Back to Books at Barnes & Noble

Despite having another difficult quarter--which yesterday drove the company's share price down 11.5%, to $6.90--Barnes & Noble executives painted a positive picture of trends during yesterday morning's conference call with stock analysts (transcript courtesy of Seeking Alpha).

Among the major points:

CEO Demos Parneros reiterated the company's push to reemphasize books, whose sales are "fundamentally sound," and cut back on gifts, educational toys and games, whose sales have lagged. Concerning the decision to focus more on books, he said, "It's simply who we are. I mean that's our heritage. That's what customers expect from us.... We feel that we got a little bit off track."

The company is "definitely interested in smaller stores" and says the current average of 26,000 square feet is too large. "We want to have smaller stores that are more efficient that require less inventory, but actually have better in stock and better discovery for customers," Parneros commented. B&N aims to feature "a narrower product assortment with higher turnover."

There is not a new, lower ideal store size. The company's five test stores are various sizes, and B&N foresees having different-sized stores depending on the market, but all below the current superstore average. The new stores have a "consistent look and feel" that "customers love," Parneros said, adding, "We're also looking at ways to be efficient in our store designs and to be much more modular and flexible so that we can make changes in a fairly affordable way."

B&N still plans to have a net gain in stores beginning next year. In some cases, it may close a large store and then open a smaller new store nearby.

Online sales declined in the quarter, while Nook was profitable for the second quarter in a row, mainly because of continued cost cutting.

Oddly part of the conversation sounded like a treatise on rather basic bookselling, particularly when Parneros said, "Through customer research, we discovered that customers come to Barnes & Noble not only to browse and discover, but also to interact with our booksellers. This is a big takeaway for our store managers from a recent conference. We encourage our booksellers to be more proactive with customers and actively engage with them. As a result, we saw immediate improvements in [the rate of people who come in-store and make purchases, which rose 2.7% after the conference]. We also believe this has contributed to the 1.5% increase in comp book sales during the back half of the quarter."

CFO Allen Lindstrom added that that increase in people in-store making purchases came with store traffic down compared to the same period last year, although traffic had started to rise again as the quarter progressed.

B&N expects sales for the full fiscal year, which ends in late April, to "decline in the low single digits."

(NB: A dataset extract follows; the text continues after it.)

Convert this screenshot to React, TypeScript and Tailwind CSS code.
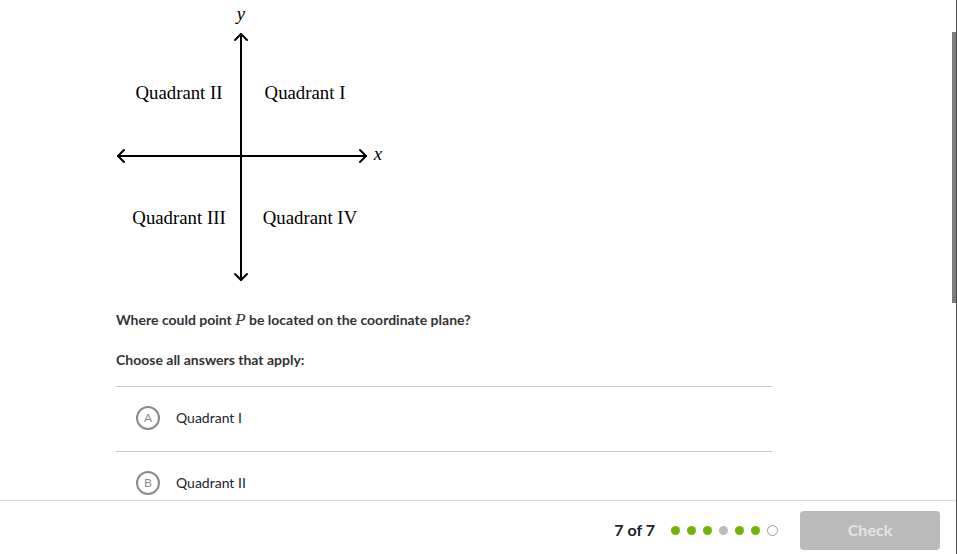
import React from 'react';

const choices = [
  { letter: 'A', label: 'Quadrant I' },
  { letter: 'B', label: 'Quadrant II' },
];

const dots = ['done', 'done', 'done', 'skip', 'done', 'done', 'current'];

function Plane() {
  return (
    <svg width="300" height="292" viewBox="100 0 300 292" className="block">
      <g stroke="#000" strokeWidth="2" fill="none" strokeLinecap="round" strokeLinejoin="round">
        <line x1="241" y1="34" x2="241" y2="280" />
        <line x1="118" y1="156" x2="366" y2="156" />
        <polyline points="235,40 241,34 247,40" />
        <polyline points="235,274 241,280 247,274" />
        <polyline points="124,150 118,156 124,162" />
        <polyline points="360,150 366,156 360,162" />
      </g>
      <g fontFamily='"Liberation Serif", "Times New Roman", serif' fontSize="18.8" fill="#000" textAnchor="middle">
        <text x="241" y="20" fontStyle="italic">y</text>
        <text x="378" y="160" fontStyle="italic">x</text>
        <text x="179" y="99">Quadrant II</text>
        <text x="305" y="99">Quadrant I</text>
        <text x="179" y="224">Quadrant III</text>
        <text x="310" y="224">Quadrant IV</text>
      </g>
    </svg>
  );
}

export default function App() {
  return (
    <div
      className="relative flex h-[554px] w-[957px] flex-col overflow-hidden border-r border-[#4a4a4a] bg-white text-[#21242c]"
      style={{ fontFamily: 'Lato, "Open Sans", sans-serif' }}
    >
      <div className="relative h-[500px] overflow-hidden">
        <div className="pl-[100px]">
          <Plane />
        </div>
        <div className="pl-[116px] pt-[18px] w-[772px]">
          <p className="text-[14px] font-bold leading-5 text-[#333]">
            Where could point{' '}
            <span className="font-['Liberation_Serif',serif] text-[17px] italic font-normal">P</span> be located on the
            coordinate plane?
          </p>
          <p className="mt-[20px] text-[14px] font-bold leading-5 text-[#333]">Choose all answers that apply:</p>
          <div className="mt-[16px] border-t border-[#c8c8c8]">
            {choices.map((c) => (
              <div key={c.letter} className="flex h-[65px] items-center border-b border-[#c8c8c8] pb-[3px] pl-[20px]">
                <span className="flex h-[24px] w-[24px] items-center justify-center rounded-full border-2 border-[#8b8b8b] text-[12px] text-[#8b8b8b]">
                  {c.letter}
                </span>
                <span className="ml-[16px] text-[14px]">{c.label}</span>
              </div>
            ))}
          </div>
        </div>
        <div className="absolute right-0 top-[32px] h-[271px] w-[4px] bg-[#7d7d7d]" />
      </div>
      <div className="flex h-[54px] items-center justify-end border-t border-[#d6d6d6] pr-[16px] pt-[5px]">
        <span className="text-[16px] font-bold text-[#21242c]">7 of 7</span>
        <div className="ml-[16px] flex items-center gap-[7px]">
          {dots.map((d, i) => (
            <span
              key={i}
              className={
                d === 'done'
                  ? 'h-[9px] w-[9px] rounded-full bg-[#71b307]'
                  : d === 'skip'
                    ? 'h-[9px] w-[9px] rounded-full bg-[#bbbbbb]'
                    : 'h-[11px] w-[11px] rounded-full border-[1.5px] border-[#999]'
              }
            />
          ))}
        </div>
        <button className="ml-[22px] h-[39px] w-[140px] rounded-[4px] bg-[#bababa] text-[16px] font-bold text-[#e4e4e4]">
          Check
        </button>
      </div>
    </div>
  );
}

Parneros said the company is optimistic about the holiday season and praised the "strong lineup" of current books, including "Tom Hanks' Uncommon Type, John Grisham's The Rooster Bar, Dan Brown's Origin, Walter Isaacson's Leonardo da Vinci and a surprise drop-in title, Darker by E.L. James. To complement this lineup, we'll also feature exclusive editions of bestselling titles this holiday season, including The Art of Harry Potter, which includes rare and unpublished works of art and is only available at Barnes & Noble, Shea Serrano's Basketball and other things, David Baldacci's End Game and James Patterson's People vs. Alex Cross, among other titles. We'll also feature others in our popular signed editions program, which provides for unique one of a kind gift."